Fragmentation of workers in the Hungarian battery industry

Vortrag
Sitzungstermin
Donnerstag (21. September 2023), 16:30–18:00
Sitzungsraum
SH 1.106
Autor*innen
Márton Czirfusz (Periféria Policy and Research Center)
Kurz­be­schreib­ung
In the Hungarian battery industry boom, workers are becoming increasingly fragmented. This takes place due to the transformation of global automotive value chains and changes in labour regulation, necessitating also new strategies of transnational labour organizing.

Abstract

Hungary has become a major global production site of batteries for electric vehicles in the past years. Primarily East Asian capital established battery cell manufacturing factories in the country which supply German OEMs’ electric car assembly in Hungary and Eastern Europe.

The paper argues that the current crisis of capitalism with the ecological crisis, capital’s strategies of the electromobility transition and global uneven development have led to a further fragmentation of workers in Hungary, with exacerbating exploitation and accumulation by dispossession. Cheap labour and cheap nature in Hungary are combined with East Asian capital to produce relatively cheap electric cars by German OEMs for customers in the core countries of the European Union.

Apart from direct workers in battery gigafactories in Hungary, an increasing share of Hungarians and third-country nationals are employed as temporary agency workers in the sector. This is enabled by regulatory changes in migration regimes and labour policies. In the past years, Hungarian and Ukrainian direct and indirect workers are started to be substituted by agency workers from the Global South, such as from the Philippines. On the local scale, a further fragmentation of workers takes place through the fact that only a small fraction of battery factory workers lives in the same municipality, and most of them commute to work from larger distances with company buses.

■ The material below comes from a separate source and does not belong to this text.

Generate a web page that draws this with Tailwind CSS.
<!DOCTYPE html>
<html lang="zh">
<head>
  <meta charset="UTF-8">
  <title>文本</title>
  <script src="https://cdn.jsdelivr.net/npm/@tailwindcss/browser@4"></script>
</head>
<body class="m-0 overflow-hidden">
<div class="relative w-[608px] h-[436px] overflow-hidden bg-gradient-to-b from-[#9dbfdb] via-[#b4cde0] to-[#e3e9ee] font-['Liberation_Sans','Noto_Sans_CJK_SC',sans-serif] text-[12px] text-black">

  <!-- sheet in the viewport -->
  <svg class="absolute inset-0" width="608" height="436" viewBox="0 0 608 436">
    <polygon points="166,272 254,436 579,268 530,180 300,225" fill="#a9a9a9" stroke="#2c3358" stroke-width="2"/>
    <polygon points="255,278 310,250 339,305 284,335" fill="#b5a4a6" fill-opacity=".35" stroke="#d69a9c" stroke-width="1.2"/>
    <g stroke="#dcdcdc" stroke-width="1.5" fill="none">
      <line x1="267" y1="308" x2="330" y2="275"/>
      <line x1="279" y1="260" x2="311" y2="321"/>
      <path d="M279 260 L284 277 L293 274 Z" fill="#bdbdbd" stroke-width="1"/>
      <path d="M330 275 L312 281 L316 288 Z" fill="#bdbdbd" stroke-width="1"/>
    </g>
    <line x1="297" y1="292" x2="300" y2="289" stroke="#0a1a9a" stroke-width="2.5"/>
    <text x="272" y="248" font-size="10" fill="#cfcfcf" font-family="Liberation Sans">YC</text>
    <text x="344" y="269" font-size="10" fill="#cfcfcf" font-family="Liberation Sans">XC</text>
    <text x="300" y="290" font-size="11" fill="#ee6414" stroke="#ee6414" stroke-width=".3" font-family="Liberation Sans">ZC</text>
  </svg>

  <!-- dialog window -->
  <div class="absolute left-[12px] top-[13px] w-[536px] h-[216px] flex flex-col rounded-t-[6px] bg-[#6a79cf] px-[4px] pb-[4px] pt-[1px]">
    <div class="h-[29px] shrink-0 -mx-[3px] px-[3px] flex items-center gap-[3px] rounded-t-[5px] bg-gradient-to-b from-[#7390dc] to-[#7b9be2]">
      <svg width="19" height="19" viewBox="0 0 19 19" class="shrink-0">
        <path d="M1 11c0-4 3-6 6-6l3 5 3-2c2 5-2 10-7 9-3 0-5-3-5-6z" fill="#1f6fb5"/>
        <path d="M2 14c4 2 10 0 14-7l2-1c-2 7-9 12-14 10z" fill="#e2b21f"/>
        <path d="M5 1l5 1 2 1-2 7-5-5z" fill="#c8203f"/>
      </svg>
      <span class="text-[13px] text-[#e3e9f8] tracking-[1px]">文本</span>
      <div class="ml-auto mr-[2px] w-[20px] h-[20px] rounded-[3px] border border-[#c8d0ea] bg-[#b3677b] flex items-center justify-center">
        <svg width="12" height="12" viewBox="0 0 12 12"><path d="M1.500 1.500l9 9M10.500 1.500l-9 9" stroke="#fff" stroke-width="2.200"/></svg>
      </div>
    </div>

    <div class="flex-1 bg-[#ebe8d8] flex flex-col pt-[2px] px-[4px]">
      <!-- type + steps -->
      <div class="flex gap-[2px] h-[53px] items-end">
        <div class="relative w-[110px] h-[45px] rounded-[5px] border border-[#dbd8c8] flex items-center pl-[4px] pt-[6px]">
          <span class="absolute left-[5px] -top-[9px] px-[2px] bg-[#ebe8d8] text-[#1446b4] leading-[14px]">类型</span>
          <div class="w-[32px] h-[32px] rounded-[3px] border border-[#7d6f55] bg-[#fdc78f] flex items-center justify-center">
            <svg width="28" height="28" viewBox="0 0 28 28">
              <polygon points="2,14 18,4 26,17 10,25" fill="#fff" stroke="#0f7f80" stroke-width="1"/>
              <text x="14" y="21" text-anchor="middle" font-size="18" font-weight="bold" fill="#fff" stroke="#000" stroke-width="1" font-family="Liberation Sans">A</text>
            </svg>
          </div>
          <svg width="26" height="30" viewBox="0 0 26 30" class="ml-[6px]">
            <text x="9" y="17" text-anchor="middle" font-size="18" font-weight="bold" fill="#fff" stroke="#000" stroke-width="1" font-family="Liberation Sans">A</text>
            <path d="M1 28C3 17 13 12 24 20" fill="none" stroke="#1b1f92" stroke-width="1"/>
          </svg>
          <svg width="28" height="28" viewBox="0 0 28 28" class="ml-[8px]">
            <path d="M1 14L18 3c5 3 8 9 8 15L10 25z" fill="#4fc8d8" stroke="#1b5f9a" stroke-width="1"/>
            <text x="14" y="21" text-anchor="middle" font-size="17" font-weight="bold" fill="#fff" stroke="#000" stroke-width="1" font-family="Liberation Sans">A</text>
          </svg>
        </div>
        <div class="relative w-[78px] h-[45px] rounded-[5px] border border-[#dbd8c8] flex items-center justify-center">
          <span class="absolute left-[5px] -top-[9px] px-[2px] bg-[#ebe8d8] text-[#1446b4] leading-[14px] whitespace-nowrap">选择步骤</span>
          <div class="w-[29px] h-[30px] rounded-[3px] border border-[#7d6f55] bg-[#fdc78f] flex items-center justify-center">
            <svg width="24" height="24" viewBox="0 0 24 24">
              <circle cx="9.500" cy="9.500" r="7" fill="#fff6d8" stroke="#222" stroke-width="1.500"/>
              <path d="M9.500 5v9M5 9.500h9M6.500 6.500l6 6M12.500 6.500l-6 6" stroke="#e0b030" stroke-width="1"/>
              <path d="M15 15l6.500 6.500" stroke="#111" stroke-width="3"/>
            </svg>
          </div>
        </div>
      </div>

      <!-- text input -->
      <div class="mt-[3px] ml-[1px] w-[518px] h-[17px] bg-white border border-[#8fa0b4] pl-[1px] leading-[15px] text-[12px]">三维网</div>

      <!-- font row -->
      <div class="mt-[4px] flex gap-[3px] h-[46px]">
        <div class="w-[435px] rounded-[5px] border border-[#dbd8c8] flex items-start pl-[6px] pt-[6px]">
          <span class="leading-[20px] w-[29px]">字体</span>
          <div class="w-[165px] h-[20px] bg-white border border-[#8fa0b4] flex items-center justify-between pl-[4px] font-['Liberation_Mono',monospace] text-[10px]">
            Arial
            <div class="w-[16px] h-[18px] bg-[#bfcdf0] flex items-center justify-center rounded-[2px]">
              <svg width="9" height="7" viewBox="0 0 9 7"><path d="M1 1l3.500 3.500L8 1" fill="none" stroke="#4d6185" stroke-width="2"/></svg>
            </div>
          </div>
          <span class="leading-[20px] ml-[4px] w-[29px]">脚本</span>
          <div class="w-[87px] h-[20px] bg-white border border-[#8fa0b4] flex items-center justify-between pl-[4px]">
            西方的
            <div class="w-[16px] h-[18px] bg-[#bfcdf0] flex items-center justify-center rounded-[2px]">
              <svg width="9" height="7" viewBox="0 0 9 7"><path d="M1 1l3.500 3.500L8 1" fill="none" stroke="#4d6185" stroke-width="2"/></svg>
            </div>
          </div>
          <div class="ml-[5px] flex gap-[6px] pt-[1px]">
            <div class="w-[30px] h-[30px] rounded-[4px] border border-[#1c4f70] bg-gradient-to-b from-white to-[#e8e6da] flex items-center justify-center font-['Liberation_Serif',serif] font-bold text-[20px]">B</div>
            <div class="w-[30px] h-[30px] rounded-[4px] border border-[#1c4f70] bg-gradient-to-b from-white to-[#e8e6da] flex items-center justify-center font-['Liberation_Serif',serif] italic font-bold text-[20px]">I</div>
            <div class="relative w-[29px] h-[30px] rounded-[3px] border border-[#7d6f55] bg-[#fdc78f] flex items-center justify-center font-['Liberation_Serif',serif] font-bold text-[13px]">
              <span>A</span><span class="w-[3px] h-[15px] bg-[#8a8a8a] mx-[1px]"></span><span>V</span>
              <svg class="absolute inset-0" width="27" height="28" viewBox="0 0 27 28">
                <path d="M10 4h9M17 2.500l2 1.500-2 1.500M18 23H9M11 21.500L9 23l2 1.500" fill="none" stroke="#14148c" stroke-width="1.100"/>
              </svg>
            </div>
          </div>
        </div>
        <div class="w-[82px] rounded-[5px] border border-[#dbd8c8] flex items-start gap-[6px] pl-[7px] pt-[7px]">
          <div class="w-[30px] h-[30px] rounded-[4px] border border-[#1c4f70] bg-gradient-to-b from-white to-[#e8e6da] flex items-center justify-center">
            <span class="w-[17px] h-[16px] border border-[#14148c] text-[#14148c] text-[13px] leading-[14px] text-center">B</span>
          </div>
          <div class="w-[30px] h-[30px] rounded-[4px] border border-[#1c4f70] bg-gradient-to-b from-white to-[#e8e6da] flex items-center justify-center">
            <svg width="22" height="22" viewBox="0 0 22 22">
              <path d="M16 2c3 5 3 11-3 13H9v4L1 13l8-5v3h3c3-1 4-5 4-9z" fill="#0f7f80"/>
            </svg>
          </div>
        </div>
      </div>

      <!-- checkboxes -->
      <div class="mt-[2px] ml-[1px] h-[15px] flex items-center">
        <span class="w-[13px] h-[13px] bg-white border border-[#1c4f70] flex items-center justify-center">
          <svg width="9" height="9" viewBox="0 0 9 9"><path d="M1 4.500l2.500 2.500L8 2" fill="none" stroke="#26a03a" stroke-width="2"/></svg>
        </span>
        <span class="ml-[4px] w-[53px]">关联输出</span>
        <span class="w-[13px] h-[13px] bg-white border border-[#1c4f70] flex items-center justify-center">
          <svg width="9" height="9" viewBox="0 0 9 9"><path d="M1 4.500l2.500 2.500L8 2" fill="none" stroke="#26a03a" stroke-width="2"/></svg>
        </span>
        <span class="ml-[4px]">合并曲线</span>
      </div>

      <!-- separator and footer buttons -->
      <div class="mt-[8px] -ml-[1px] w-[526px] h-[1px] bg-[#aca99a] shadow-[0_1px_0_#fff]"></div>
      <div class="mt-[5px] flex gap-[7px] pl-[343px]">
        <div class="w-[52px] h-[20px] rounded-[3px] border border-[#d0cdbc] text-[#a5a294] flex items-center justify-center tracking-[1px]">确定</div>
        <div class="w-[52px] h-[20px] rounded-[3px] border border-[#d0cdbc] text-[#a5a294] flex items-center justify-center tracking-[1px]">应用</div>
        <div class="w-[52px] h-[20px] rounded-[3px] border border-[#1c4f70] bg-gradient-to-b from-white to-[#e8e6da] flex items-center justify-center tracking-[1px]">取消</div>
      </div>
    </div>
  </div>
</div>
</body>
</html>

Beside fragmentation of workers, exploitation is taking place through deskilling, as the production of electric cars necessitates less skilled workers than the production of combustion-engine cars. Battery cell production is also automated to a high extent, resulting in a large share of unskilled jobs at the assembly line.

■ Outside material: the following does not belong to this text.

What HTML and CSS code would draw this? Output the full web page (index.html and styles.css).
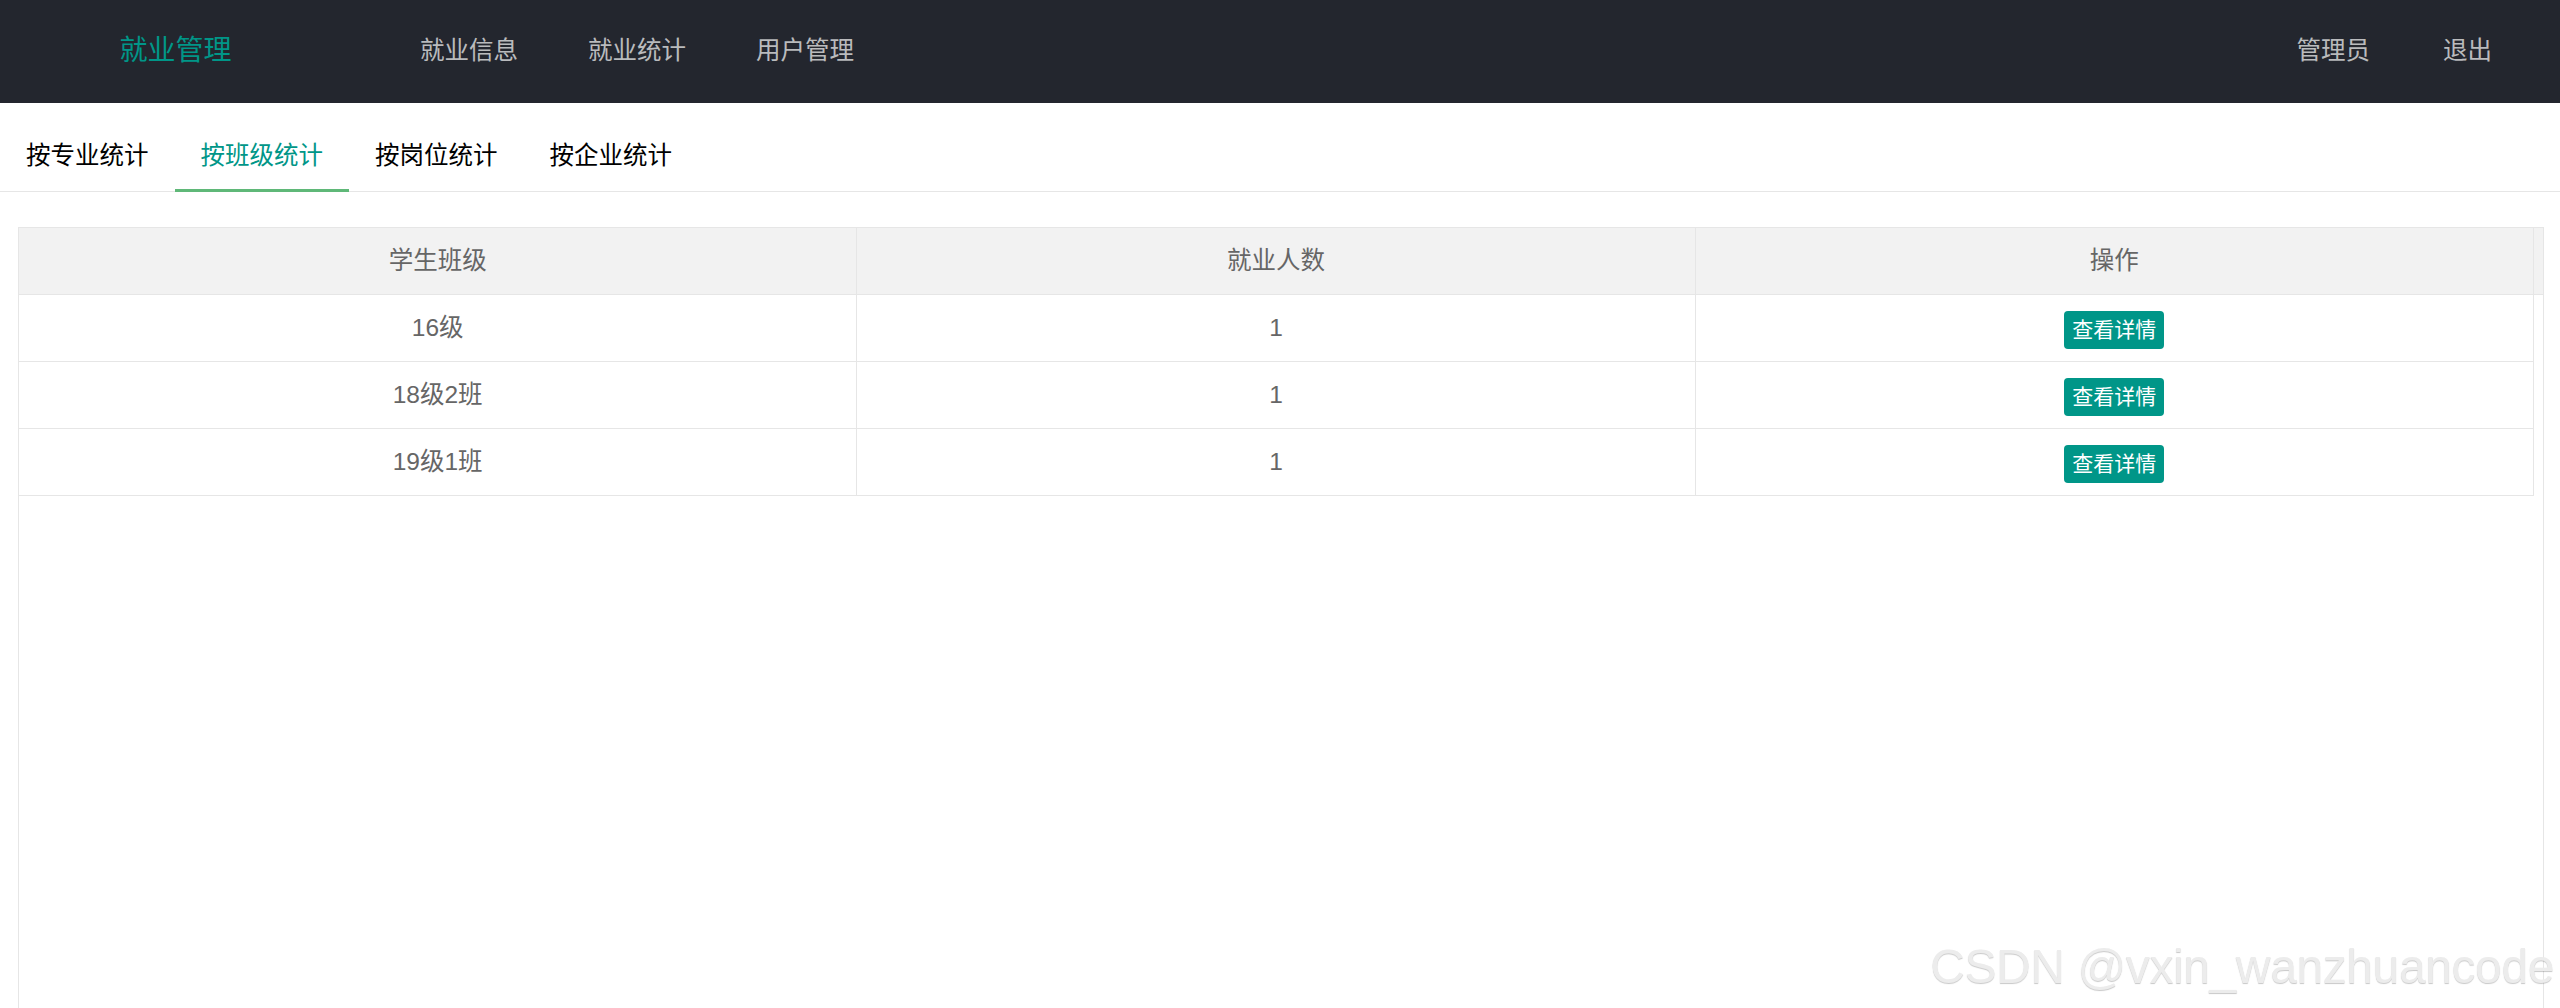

Meanwhile, previous strategies of transnational labour organizing, built on putting pressure on German OEMs through a transnational partnership between German and Hungarian unions are also facing challenges, as East Asian battery manufacturers have become more powerful actors in the global value chain of electric cars. Also, a broader transnational labour solidarity is shattered by recent years’ increasingly racist and anti-migrant hatred incited by the Hungarian government, leading to tensions between Hungarian and non-Hungarian workers at workplaces.